The American Astronomical Society Division of Planetary Sciences annual conference

Posted by Anonymous
on Tuesday, October 10, 2006
The American Astronomical Society Division of Planetary Sciences (AAS DPS) held a full day of sessions October 9 at its annual conference in Pasadena, California. Monday’s sessions included talks on extrasolar planets, the origin of satellites, outer-planet atmospheres, and comet nuclei. Scientists gave mission highlights on Venus Express, the Mars Reconnaissance Orbiter, Mars rovers Spirit and Opportunity, and asteroid 1 Ceres.
 
A 90-minute session is composed of 9 speakers, with each speaker having only 10 minutes to present his or her topic and answer questions. Veteran speakers made efficient use of their time, used the clip-on microphone without generating feedback, and presented their topics clearly.
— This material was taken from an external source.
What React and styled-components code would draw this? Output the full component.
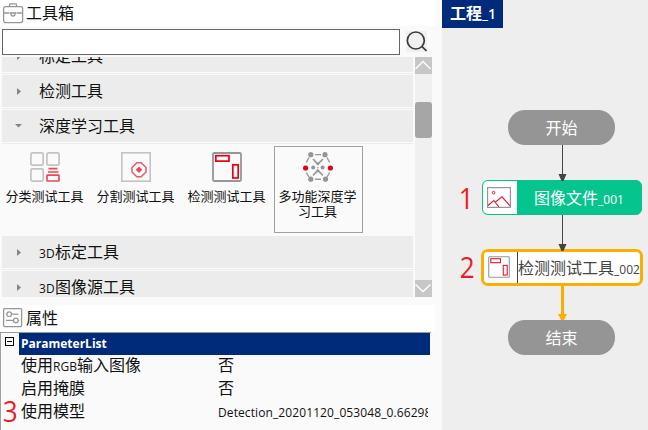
import React from "react";
import styled, { createGlobalStyle } from "styled-components";

const Global = createGlobalStyle`
  * { box-sizing: border-box; }
  body { margin: 0; background: #fafafa; overflow: hidden; }
`;

const Page = styled.div`
  display: flex;
  width: 648px;
  height: 430px;
  overflow: hidden;
  background: #fafafa;
  color: #111;
  font-family: "Noto Sans CJK SC", sans-serif;
  font-size: 16px;
  white-space: nowrap;
`;

const Sidebar = styled.div`
  position: relative;
  display: flex;
  flex-direction: column;
  width: 435px;
  margin-right: 7px;
`;

const PanelHeader = styled.div`
  display: flex;
  align-items: center;
  gap: ${(p) => p.$gap || 2}px;
  flex: none;
  height: ${(p) => p.$height}px;
  padding: 0 0 ${(p) => p.$bottom || 0}px 2px;
  background: #fff;
  line-height: 24px;
  svg { display: block; flex: none; }
`;

const HeaderText = styled.span`
  padding-bottom: 2px;
`;

const SearchRow = styled.div`
  display: flex;
  flex: none;
  height: 31px;
  padding: 3px 0 0 2px;
  gap: 6px;
`;

const SearchInput = styled.input`
  width: 398px;
  height: 26px;
  padding: 0 4px;
  border: 1px solid #666;
  border-radius: 0;
  background: #fff;
  outline: none;
`;

const SearchButton = styled.button`
  width: 21px;
  height: 21px;
  margin-top: 2px;
  padding: 0;
  border: 0;
  background: #f0f0f0;
  svg { display: block; }
`;

const ListArea = styled.div`
  display: flex;
  flex: none;
  gap: 2px;
  height: 240px;
  margin-left: 2px;
`;

const List = styled.div`
  display: flex;
  flex-direction: column;
  justify-content: flex-end;
  width: 411px;
  height: 240px;
  overflow: hidden;
`;

const Category = styled.div`
  display: flex;
  align-items: center;
  flex: none;
  height: ${(p) => p.$height || 32}px;
  margin-bottom: ${(p) => (p.$last ? 0 : 3)}px;
  background: #ececec;
  box-shadow: ${(p) => (p.$last ? "none" : "0 1px #fafafa, 0 2px #ececec")};
  overflow: hidden;
`;

const CategoryInner = styled.div`
  display: flex;
  align-items: center;
  align-self: ${(p) => (p.$from === "bottom" ? "flex-end" : "flex-start")};
  flex: none;
  width: 100%;
  height: 32px;
  padding-left: 13px;
  line-height: 30px;
  svg { display: block; flex: none; margin-right: 16px; }
`;

const CategoryText = styled.span`
  height: 32px;
`;

const Latin = styled.span`
  font-family: "Open Sans", sans-serif;
  font-size: ${(p) => p.$size || 12}px;
  letter-spacing: ${(p) => p.$spacing || 0}px;
`;

const Tools = styled.div`
  display: flex;
  align-items: flex-start;
  gap: 2px;
  flex: none;
  height: 91px;
  padding-top: 1px;
  margin-left: -1px;
`;

const Tool = styled.div`
  display: flex;
  flex-direction: column;
  align-items: center;
  width: 89px;
  height: 87px;
  padding: 5px 2px 0 0;
  border: 1px solid ${(p) => (p.$selected ? "#a0a0a0" : "transparent")};
  svg { display: block; flex: none; }
`;

const ToolLabel = styled.div`
  width: 80px;
  margin-top: 7px;
  font-size: 13px;
  line-height: 14.5px;
  text-align: center;
  white-space: normal;
`;

const Scrollbar = styled.div`
  display: flex;
  flex-direction: column;
  width: 17px;
  background: #f0f0f0;
`;

const ScrollButton = styled.div`
  flex: none;
  height: 17px;
  background: #c8c6c7;
  svg { display: block; }
`;

const Track = styled.div`
  flex: 1;
  padding-top: 28px;
`;

const Thumb = styled.div`
  height: 36px;
  border-radius: 3px;
  background: #a6a6a6;
`;

const Gap = styled.div`
  flex: none;
  height: 8px;
`;

const PropertyGrid = styled.div`
  display: flex;
  width: 431px;
  height: 98px;
  border-top: 1px solid #999;
  border-left: 1px solid #a0a0a0;
`;

const Gutter = styled.div`
  flex: none;
  width: 18px;
  padding: 4px 0 0 4px;
  svg { display: block; }
`;

const PropertyRows = styled.div`
  width: 411px;
`;

const GroupTitle = styled.div`
  height: 22px;
  padding-left: 2px;
  background: #002a7a;
  color: #fff;
  font: bold 12px/21px "Open Sans", sans-serif;
`;

const Property = styled.div`
  display: grid;
  grid-template-columns: 197px 210px;
  height: 23px;
  padding-left: 2px;
  line-height: 19px;
`;

const Value = styled.div`
  height: 23px;
  overflow-x: clip;
`;

const Mark = styled.div`
  position: absolute;
  left: ${(p) => p.$x}px;
  top: ${(p) => p.$y}px;
  color: #ed1c24;
  font: 29px/30px "Open Sans", sans-serif;
  transform: scaleX(0.9);
`;

const Canvas = styled.div`
  position: relative;
  flex: 1;
  background: #eeeeee;
`;

const Tab = styled.div`
  width: 61px;
  height: 28px;
  padding-left: 8px;
  background: #002a7a;
  color: #fff;
  font-weight: 600;
  line-height: 24px;
`;

const Wires = styled.svg`
  position: absolute;
  left: 0;
  top: 0;
`;

const Terminal = styled.div`
  position: absolute;
  left: 66px;
  top: ${(p) => p.$y}px;
  width: 107px;
  height: 35px;
  border-radius: 17px;
  background: #959595;
  color: #fff;
  text-align: center;
  line-height: 35px;
`;

const FileNode = styled.div`
  position: absolute;
  left: 40px;
  top: 180px;
  display: flex;
  width: 160px;
  height: 35px;
  border: 1px solid #06c48d;
  border-radius: 6px;
  overflow: hidden;
  background: #06c48d;
  color: #fff;
`;

const DetectNode = styled(FileNode)`
  left: 39px;
  top: 249px;
  width: 162px;
  height: 37px;
  border: 3px solid #faae00;
  border-radius: 7px;
  background: #fff;
  color: #444;
`;

const NodeIcon = styled.div`
  flex: none;
  width: 34px;
  padding: ${(p) => (p.$divided ? "4px 0 0 4px" : "6px 0 0 4px")};
  border-right: ${(p) => (p.$divided ? "1px solid #444" : "0")};
  background: #fff;
  svg { display: block; }
`;

const NodeLabel = styled.div`
  padding-left: ${(p) => p.$pad}px;
  line-height: ${(p) => p.$line}px;
`;

function Caret({ open }) {
  return (
    <svg width="8" height="8" viewBox="0 0 8 8" fill="#858585">
      {open ? <path d="M0 2h7L3.5 5.5z" /> : <path d="M2 1v7l4-3.5z" />}
    </svg>
  );
}

function ToolboxIcon() {
  return (
    <svg width="22" height="21" viewBox="0 0 22 21" fill="none" stroke="#969696" strokeWidth="1.3">
      <rect x="1.6" y="3.6" width="19" height="16" rx="2" />
      <path d="M7.5 3.5v-2q0-.7.8-.7h5.5q.7 0 .7.7v2M1.6 10h5.9M14.5 10h6.1M8 10h6M9 10v1a2 2 0 0 0 4 0v-1" />
    </svg>
  );
}

function SettingsIcon() {
  return (
    <svg width="21" height="21" viewBox="0 0 21 21" fill="none" stroke="#969696">
      <rect x="1.6" y="1.6" width="18" height="18" rx="1" strokeWidth="1.3" />
      <circle cx="7.2" cy="7.2" r="2.3" strokeWidth="1.2" />
      <circle cx="13.8" cy="13.4" r="2.3" strokeWidth="1.2" />
      <path d="M3.8 7.2h1M9.6 7.2h6.8M3.8 13.4h7.5M16.2 13.4h1" strokeWidth="1.2" />
    </svg>
  );
}

function SearchIcon() {
  return (
    <svg width="21" height="21" viewBox="0 0 21 21" fill="none" stroke="#3a3a3a" strokeWidth="1.7">
      <circle cx="9.8" cy="9.5" r="8.5" />
      <path d="M15.8 15.3l4.7 4.7" />
    </svg>
  );
}

function Chevron({ down }) {
  return (
    <svg width="17" height="17" viewBox="0 0 17 17" fill="none" stroke="#fff" strokeWidth="1.4">
      <path d={down ? "M.5 4.5l7.5 7 7.5-7" : "M.5 12l7.5-7.5 7.5 7.5"} />
    </svg>
  );
}

function ClassifyIcon() {
  return (
    <svg width="30" height="30" viewBox="0 0 30 30" fill="none" stroke="#c3c3c3" strokeWidth="1.7">
      <rect x=".9" y=".9" width="12.3" height="12.3" rx="1.5" />
      <rect x="16.9" y=".9" width="12.2" height="12.3" rx="1.5" />
      <rect x=".9" y="16.9" width="12.3" height="12.2" rx="1.5" />
      <g stroke="#e94a56">
        <path d="M18.5 16.7h9M18 20h10.5" />
        <rect x="17" y="23.2" width="12" height="5.8" rx=".5" />
      </g>
    </svg>
  );
}

function SegmentIcon() {
  return (
    <svg width="30" height="30" viewBox="0 0 30 30" fill="none">
      <rect x=".8" y=".8" width="28.4" height="28.4" stroke="#c3c3c3" strokeWidth="1.6" />
      <path d="M15.8 10.7h4.4L25 15.6v4.4l-4.8 4.8h-4.4L11 20v-4.4z" stroke="#ea5a65" strokeWidth="1.5" />
      <path d="M18 14.5l3.3 3.3-3.3 3.3-3.3-3.3z" fill="#e94a56" />
    </svg>
  );
}

function DetectIcon({ size = 30, thin }) {
  return (
    <svg width={size} height={size} viewBox="0 0 30 30" fill="none">
      <rect x="1" y="1" width="28" height="28" rx="1.2" stroke="#969696" strokeWidth={thin ? 1.5 : 1.8} />
      <g stroke={thin ? "#e3192d" : "#e60012"} strokeWidth={thin ? 1.5 : 1.7}>
        <rect x="3.8" y="3.7" width="13.2" height="5.4" />
        <rect x="20.8" y="12.8" width="5.4" height="13.2" />
      </g>
    </svg>
  );
}

function NetworkIcon() {
  return (
    <svg width="30" height="30" viewBox="0 0 30 30">
      <g stroke="#999" strokeWidth="1.4" fill="none">
        <path d="M12 2.6h6M12 27.3h6" />
        <path d="M6 5.5L3.3 10.5M24 5.5l2.7 5M3.3 20.5L6 25M26.7 20.5L24 25" />
        <path d="M10 7l4.8 5.2L20 7M10 23.5l4.8-5.2 5.2 5.2" strokeWidth="1.7" />
      </g>
      <g fill="#969696">
        <circle cx="7.8" cy="2.7" r="2.6" /><circle cx="22" cy="2.7" r="2.6" />
        <circle cx="7.8" cy="27.2" r="2.6" /><circle cx="22.5" cy="27.2" r="2.6" />
        <circle cx="10.2" cy="15.4" r="2" /><circle cx="19.6" cy="15.4" r="2" />
        <circle cx="14.9" cy="11.8" r="1.4" /><circle cx="14.9" cy="18.8" r="1.4" />
        <circle cx="14.9" cy="15.7" r=".8" />
      </g>
      <circle cx="2.6" cy="16" r="2.6" fill="#e60012" />
      <circle cx="27.4" cy="16" r="2.6" fill="#e60012" />
    </svg>
  );
}

function ImageIcon() {
  return (
    <svg width="24" height="21" viewBox="0 0 24 21" fill="none">
      <rect x=".6" y=".6" width="22.8" height="19.8" stroke="#969696" strokeWidth="1.2" />
      <circle cx="6.6" cy="5.7" r="1.3" stroke="#e3192d" />
      <path d="M1 18.5l5.8-5 5.2 6.5M8.5 15l6.5-5.2 8 9" stroke="#e3192d" strokeWidth="1.1" />
    </svg>
  );
}

const tools = [
  { label: "分类测试工具", Icon: ClassifyIcon },
  { label: "分割测试工具", Icon: SegmentIcon },
  { label: "检测测试工具", Icon: DetectIcon },
  { label: "多功能深度学习工具", Icon: NetworkIcon, selected: true },
];

function CategoryRow({ children, open, height, from, last }) {
  return (
    <Category $height={height} $last={last}>
      <CategoryInner $from={from}>
        <Caret open={open} />
        <CategoryText>{children}</CategoryText>
      </CategoryInner>
    </Category>
  );
}

export default function App() {
  return (
    <Page>
      <Global />
      <Sidebar>
        <PanelHeader $height={26}><ToolboxIcon /><HeaderText>工具箱</HeaderText></PanelHeader>
        <SearchRow>
          <SearchInput />
          <SearchButton><SearchIcon /></SearchButton>
        </SearchRow>
        <ListArea>
          <List>
            <CategoryRow height={15} from="bottom">标定工具</CategoryRow>
            <CategoryRow>检测工具</CategoryRow>
            <CategoryRow open>深度学习工具</CategoryRow>
            <Tools>
              {tools.map(({ label, Icon, selected }) => (
                <Tool key={label} $selected={selected}>
                  <Icon />
                  <ToolLabel>{label}</ToolLabel>
                </Tool>
              ))}
            </Tools>
            <CategoryRow><Latin $spacing={0.2}>3D</Latin>标定工具</CategoryRow>
            <CategoryRow height={26} last><Latin $spacing={0.2}>3D</Latin>图像源工具</CategoryRow>
          </List>
          <Scrollbar>
            <ScrollButton><Chevron /></ScrollButton>
            <Track><Thumb /></Track>
            <ScrollButton><Chevron down /></ScrollButton>
          </Scrollbar>
        </ListArea>
        <Gap />
        <PanelHeader $height={27} $bottom={2} $gap={3}><SettingsIcon /><HeaderText>属性</HeaderText></PanelHeader>
        <PropertyGrid>
          <Gutter>
            <svg width="9" height="9" viewBox="0 0 9 9" fill="none" stroke="#000">
              <rect x=".5" y=".5" width="8" height="8" />
              <path d="M2 4.5h5" />
            </svg>
          </Gutter>
          <PropertyRows>
            <GroupTitle>ParameterList</GroupTitle>
            <Property><div>使用<Latin>RGB</Latin>输入图像</div><Value>否</Value></Property>
            <Property><div>启用掩膜</div><Value>否</Value></Property>
            <Property>
              <div>使用模型</div>
              <Value><Latin $spacing={0.1}>Detection_20201120_053048_0.66298</Latin></Value>
            </Property>
          </PropertyRows>
        </PropertyGrid>
        <Mark $x={2} $y={396}>3</Mark>
      </Sidebar>
      <Canvas>
        <Tab>工程<Latin $size={14}>_1</Latin></Tab>
        <Terminal $y={110}>开始</Terminal>
        <FileNode>
          <NodeIcon><ImageIcon /></NodeIcon>
          <NodeLabel $pad={17} $line={32}>图像文件<Latin>_001</Latin></NodeLabel>
        </FileNode>
        <DetectNode>
          <NodeIcon $divided><DetectIcon size={22} thin /></NodeIcon>
          <NodeLabel $pad={0} $line={30}>检测测试工具<Latin>_002</Latin></NodeLabel>
        </DetectNode>
        <Terminal $y={320}>结束</Terminal>
        <Wires width="206" height="430" viewBox="0 0 206 430">
          <path d="M120.5 145v30M120.5 215v30" stroke="#444" />
          <path d="M116.5 174h8l-3 7h-2zM116.5 244h8l-3 7h-2z" fill="#444" />
          <path d="M120.5 286v28" stroke="#faae00" strokeWidth="3" />
          <path d="M116 314h9l-3 6h-3z" fill="#faae00" />
        </Wires>
        <Mark $x={16} $y={183}>1</Mark>
        <Mark $x={17} $y={252}>2</Mark>
      </Canvas>
    </Page>
  );
}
One such polished speaker was Alan P. Boss of the Carnegie Institution of Washington, who spoke on the rapid formation of gas-giant and super-earth planets around M-dwarf stars with confidence.
 
One of the most interesting moments of the day came when Joseph Harrington of the University of Central Florida said direct observation of extrasolar planet HD 189733b confirmed that it was round — an obvious reference to the International Astronomical Union’s recent demotion of Pluto. Laughter erupted in the room, and an unknown attendee commented, “Otherwise, it’s not a planet.” More laughter ensued. And, by the way, he’s looking for a graduate student.
 
The Planetary Society held a panel discussion Monday evening titled “Humans and Robots: A Space Exploration Team.” Louis Friedman moderated the talk, which was open to the general public. Bill Nye, Buzz Aldrin, Jim Bell, Chris McKay, and Bruce Murray were on-hand to participate in the discussion. Ray Bradbury was expected to make an appearance, but he was too ill to attend. Bruce Murray accepted the Thomas O. Paine Award for the Advancement of Human Exploration of Mars on behalf of Bradbury. Buzz Aldrin said he believes there’s no conflict between science and exploration. He also said humans and robots go hand-and-hand. More than 200 people attended the event.